Jon Spencer Blues Explosion live up to their name, but could do with ditching the leather trousers. Low meanwhile make their way through an intensely delicate set (Monkey a particular highlight) whilst worrying endlessly about Syria and asking the audience out for a jog in the morning. Only Thurston Moore‘s set is something of a disappointment, the blasts of noise injected into his songs not seeming entirely convincing. Fingers crossed that Sonic Youth can find a way to continue.
The weekend is not a total nostalgia fest however and some newer bands make their mark too. Feathers, who dont have an album out yet, are clearly worth keeping an eye on. Considerably indebted to ’80s electropop and Kate Bush, they’re everso slightly gothic, and a rather exciting prospect. Yamantaka//Sonic Titan is a pleasant surprise and a heady mix of performance art, punk, and exquisite pop. It’s as if the cast of Spirited Away decided to form band. Recent signings to ATP records Tall Firs put in a low-key but hypnotic set. Delicate guitars twist around each other as the duo create a somnambulant fug only pausing occasionally to crack jokes about how their music isn’t “a cloud of unremitting doom” before explaining that the next song is “also about suicide”. Still, the paean to ATP that is “Crooked Smile” is at least appropriate.
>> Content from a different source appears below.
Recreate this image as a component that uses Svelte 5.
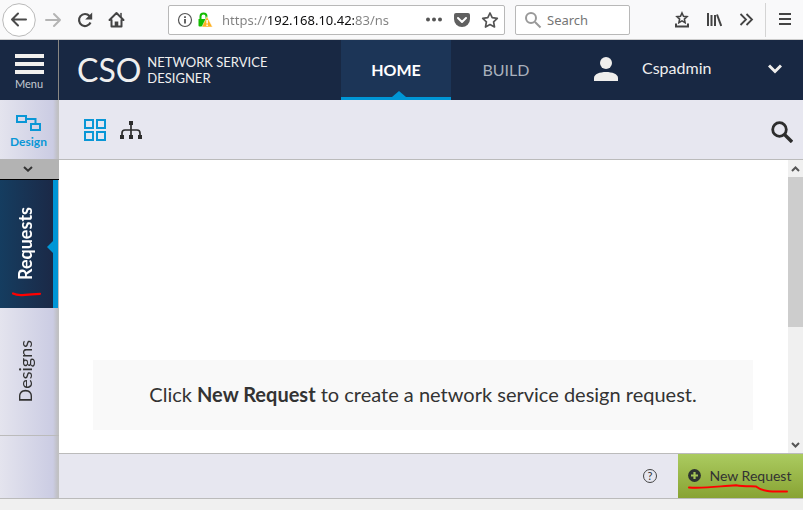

The accolade for band of the weekend however goes to Boredoms. With five drummers, a considerable smattering of guitarists and band leader EYE smashing at a multi-headed hyrdra of a guitar with an enormous pole, they are an incredible visual spectacle. Throw in an unbelievable display of synchronised drumming, seething ambience, roaring walls of noise, “performance” conducting and the unrelenting symphonic closure of Acid Police and it’s a completely awe inspiring show. It really doesn’t get any better than this.
This ATP may have been something of a nightmare in coming to fruition, but the wait was more than worth it. Some may disagree, but Jeff Mangum and ATP conspired to put on one of the most interesting and solid weekends in recent years. The National will have to work hard to top this one in December.